To be done ▸
Each line that holds the word "components" should be returned.

Recorded data ▸
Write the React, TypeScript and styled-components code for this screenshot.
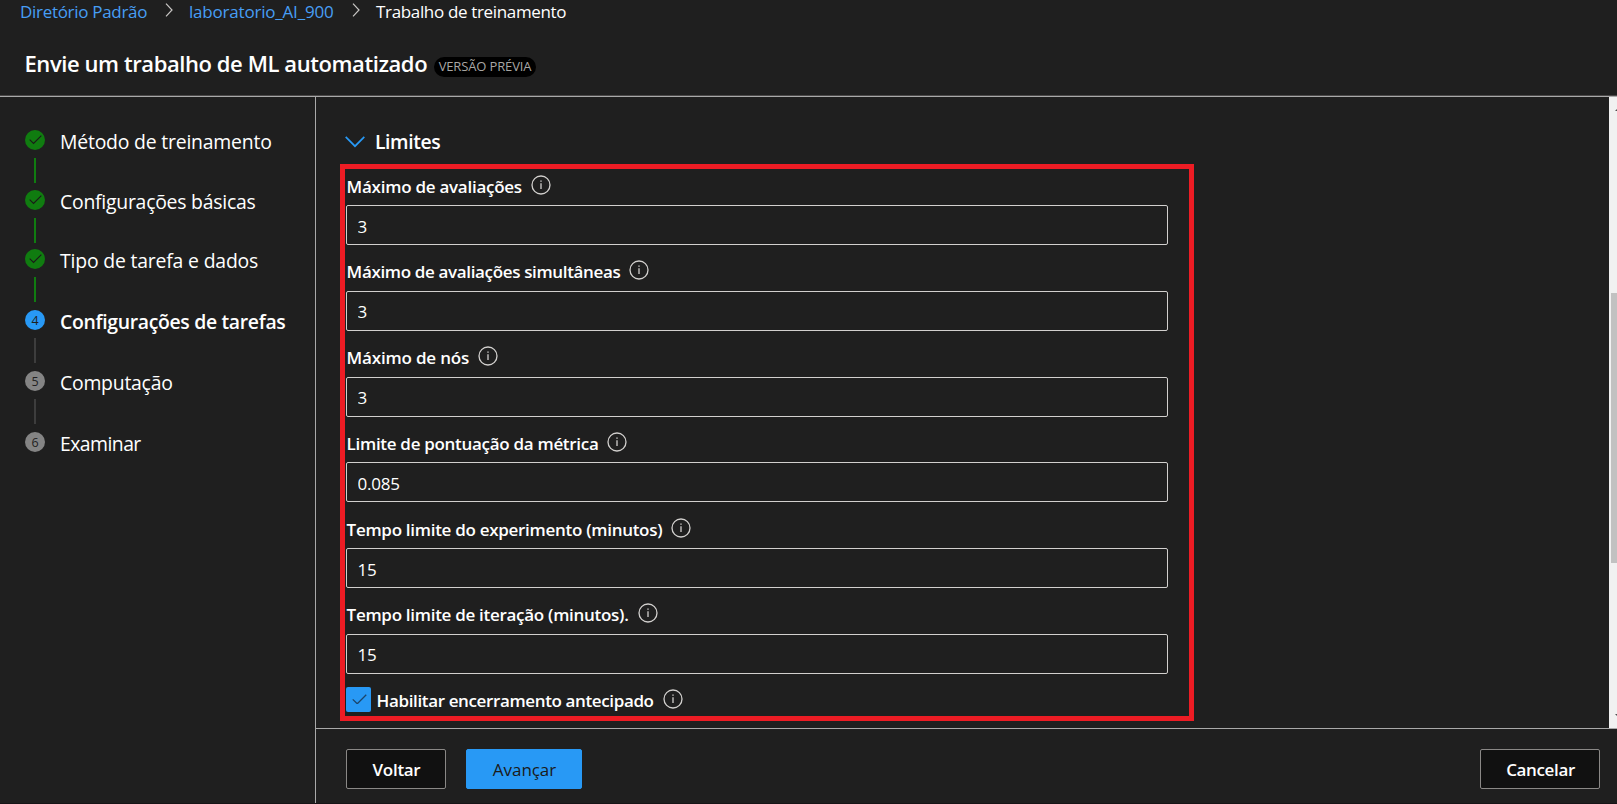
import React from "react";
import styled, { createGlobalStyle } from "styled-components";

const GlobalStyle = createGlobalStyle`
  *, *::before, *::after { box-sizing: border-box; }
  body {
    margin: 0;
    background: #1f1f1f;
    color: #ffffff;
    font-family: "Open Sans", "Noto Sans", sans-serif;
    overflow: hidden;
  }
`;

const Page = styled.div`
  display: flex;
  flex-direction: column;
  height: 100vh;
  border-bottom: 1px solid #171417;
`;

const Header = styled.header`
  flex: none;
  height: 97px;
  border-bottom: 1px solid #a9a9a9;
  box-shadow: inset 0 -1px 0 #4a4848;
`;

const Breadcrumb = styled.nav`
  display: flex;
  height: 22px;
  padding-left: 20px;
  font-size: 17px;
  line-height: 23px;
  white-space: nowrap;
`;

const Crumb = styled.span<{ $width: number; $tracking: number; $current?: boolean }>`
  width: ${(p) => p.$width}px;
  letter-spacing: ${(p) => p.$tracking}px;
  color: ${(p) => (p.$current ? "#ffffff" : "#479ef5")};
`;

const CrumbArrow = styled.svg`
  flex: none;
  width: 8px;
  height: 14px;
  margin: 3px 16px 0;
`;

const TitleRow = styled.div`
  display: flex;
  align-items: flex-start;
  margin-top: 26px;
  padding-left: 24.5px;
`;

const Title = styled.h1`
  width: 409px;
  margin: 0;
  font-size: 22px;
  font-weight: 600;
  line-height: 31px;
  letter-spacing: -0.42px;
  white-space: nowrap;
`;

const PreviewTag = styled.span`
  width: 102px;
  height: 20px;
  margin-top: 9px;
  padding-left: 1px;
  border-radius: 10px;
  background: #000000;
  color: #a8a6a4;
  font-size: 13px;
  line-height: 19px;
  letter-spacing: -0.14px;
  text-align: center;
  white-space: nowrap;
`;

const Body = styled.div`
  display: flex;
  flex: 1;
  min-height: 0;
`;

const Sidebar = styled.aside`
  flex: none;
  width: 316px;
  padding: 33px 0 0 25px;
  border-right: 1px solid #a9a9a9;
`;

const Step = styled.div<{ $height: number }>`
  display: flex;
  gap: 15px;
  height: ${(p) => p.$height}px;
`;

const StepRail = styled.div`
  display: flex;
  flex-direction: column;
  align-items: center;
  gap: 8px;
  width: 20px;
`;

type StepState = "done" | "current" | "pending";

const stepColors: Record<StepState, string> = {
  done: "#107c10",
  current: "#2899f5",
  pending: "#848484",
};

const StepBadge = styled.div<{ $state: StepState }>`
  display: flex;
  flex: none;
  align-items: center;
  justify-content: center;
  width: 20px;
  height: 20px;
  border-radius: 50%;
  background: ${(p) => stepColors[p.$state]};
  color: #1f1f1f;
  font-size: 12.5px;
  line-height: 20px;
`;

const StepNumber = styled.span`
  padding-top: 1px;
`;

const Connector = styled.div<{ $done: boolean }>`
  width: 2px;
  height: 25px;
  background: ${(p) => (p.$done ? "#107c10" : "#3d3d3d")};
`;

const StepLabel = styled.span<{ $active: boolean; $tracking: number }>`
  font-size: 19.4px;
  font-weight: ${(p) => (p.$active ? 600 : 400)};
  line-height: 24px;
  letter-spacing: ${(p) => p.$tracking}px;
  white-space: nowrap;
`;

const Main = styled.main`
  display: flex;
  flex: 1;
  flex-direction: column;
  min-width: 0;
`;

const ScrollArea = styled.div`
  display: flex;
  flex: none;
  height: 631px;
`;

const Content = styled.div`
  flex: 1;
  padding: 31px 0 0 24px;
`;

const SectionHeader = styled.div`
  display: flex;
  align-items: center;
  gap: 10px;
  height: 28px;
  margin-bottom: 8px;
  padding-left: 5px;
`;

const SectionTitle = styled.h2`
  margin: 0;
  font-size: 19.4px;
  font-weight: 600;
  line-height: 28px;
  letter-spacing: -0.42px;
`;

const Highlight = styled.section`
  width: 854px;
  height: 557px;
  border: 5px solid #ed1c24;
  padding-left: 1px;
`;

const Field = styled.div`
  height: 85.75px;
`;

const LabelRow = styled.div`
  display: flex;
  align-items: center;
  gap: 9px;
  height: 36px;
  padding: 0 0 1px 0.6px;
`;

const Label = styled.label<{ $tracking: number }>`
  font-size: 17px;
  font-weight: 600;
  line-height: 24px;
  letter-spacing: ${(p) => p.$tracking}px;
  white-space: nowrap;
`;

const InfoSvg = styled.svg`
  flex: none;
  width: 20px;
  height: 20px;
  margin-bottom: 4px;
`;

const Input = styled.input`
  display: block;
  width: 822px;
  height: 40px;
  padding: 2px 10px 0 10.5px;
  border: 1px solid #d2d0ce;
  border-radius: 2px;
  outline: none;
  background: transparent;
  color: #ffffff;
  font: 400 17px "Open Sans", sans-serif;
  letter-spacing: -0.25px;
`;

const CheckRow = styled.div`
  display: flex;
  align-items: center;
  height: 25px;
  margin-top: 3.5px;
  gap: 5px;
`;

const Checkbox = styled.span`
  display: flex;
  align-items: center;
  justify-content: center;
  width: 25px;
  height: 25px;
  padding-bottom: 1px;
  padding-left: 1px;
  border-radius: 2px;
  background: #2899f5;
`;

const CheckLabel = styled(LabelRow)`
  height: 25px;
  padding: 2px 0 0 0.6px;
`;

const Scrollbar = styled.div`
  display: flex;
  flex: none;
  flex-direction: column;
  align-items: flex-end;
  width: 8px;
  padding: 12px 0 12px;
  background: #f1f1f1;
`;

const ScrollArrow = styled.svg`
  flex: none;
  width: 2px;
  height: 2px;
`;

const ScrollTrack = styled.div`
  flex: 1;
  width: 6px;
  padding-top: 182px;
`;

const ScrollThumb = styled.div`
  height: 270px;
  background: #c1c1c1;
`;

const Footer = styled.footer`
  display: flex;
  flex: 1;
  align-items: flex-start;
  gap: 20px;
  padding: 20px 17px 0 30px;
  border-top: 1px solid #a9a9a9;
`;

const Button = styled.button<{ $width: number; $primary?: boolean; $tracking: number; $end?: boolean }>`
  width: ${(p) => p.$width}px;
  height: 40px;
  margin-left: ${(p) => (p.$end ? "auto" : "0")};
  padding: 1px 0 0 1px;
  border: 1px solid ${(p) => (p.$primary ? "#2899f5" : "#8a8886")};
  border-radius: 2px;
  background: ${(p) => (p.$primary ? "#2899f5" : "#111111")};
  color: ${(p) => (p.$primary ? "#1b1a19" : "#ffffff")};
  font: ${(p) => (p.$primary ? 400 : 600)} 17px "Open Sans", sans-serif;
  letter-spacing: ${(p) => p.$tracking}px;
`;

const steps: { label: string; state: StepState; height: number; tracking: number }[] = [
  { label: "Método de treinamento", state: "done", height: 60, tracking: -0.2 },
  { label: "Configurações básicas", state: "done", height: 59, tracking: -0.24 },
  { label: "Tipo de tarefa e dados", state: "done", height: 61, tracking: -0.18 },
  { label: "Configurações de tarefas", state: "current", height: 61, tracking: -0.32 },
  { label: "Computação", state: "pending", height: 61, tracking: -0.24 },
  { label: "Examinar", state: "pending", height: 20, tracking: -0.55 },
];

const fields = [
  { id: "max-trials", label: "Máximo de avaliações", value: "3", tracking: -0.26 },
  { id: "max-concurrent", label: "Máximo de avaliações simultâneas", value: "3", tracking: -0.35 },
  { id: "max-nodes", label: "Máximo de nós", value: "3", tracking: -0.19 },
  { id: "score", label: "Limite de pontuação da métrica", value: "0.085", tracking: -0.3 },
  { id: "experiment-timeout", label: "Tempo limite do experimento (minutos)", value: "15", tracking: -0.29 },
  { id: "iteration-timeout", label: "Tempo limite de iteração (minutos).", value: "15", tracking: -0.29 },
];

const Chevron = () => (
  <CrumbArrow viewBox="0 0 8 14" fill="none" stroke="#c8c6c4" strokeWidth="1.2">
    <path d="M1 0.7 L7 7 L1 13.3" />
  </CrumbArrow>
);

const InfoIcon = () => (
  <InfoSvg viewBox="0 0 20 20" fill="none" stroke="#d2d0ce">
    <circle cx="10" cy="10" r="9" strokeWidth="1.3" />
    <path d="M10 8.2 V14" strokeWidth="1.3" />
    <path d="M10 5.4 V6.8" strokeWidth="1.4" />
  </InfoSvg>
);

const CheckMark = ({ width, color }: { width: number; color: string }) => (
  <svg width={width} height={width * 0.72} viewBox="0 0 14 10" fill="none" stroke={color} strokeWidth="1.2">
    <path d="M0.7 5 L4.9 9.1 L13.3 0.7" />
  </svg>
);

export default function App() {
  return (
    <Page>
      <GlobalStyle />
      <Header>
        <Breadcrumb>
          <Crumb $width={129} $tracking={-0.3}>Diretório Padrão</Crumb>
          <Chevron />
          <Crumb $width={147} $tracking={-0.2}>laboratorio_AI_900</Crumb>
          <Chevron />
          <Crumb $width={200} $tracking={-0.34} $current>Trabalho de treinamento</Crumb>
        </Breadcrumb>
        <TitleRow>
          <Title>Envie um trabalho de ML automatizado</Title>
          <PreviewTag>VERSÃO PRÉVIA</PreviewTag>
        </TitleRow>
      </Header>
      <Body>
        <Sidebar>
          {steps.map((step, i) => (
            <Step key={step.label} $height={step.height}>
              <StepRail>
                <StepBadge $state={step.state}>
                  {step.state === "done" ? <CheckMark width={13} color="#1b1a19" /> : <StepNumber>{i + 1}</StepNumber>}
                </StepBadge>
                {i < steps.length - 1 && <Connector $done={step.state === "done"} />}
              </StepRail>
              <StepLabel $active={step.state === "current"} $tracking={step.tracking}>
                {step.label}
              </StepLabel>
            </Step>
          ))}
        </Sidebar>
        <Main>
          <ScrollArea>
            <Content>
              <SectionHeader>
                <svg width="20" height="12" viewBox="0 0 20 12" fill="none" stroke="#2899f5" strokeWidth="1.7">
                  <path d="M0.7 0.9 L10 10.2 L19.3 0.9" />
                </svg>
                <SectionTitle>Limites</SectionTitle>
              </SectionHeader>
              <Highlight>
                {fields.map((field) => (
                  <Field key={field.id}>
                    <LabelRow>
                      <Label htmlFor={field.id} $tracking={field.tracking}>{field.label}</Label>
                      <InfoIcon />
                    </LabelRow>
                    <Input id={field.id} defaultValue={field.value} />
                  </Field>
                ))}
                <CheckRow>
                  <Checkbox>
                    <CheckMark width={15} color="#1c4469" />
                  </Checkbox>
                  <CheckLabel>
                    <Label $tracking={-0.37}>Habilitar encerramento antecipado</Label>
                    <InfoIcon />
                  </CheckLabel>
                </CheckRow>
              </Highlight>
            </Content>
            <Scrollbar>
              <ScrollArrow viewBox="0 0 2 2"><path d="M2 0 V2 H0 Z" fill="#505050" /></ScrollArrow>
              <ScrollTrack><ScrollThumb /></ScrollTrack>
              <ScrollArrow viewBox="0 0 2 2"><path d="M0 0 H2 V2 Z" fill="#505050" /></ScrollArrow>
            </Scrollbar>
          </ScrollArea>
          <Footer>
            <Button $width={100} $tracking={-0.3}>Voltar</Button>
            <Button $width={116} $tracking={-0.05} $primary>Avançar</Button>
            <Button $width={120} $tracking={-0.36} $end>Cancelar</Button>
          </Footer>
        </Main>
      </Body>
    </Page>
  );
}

Result below ▸
Write the React, TypeScript and styled-components code for this screenshot.
import styled, { createGlobalStyle } from "styled-components";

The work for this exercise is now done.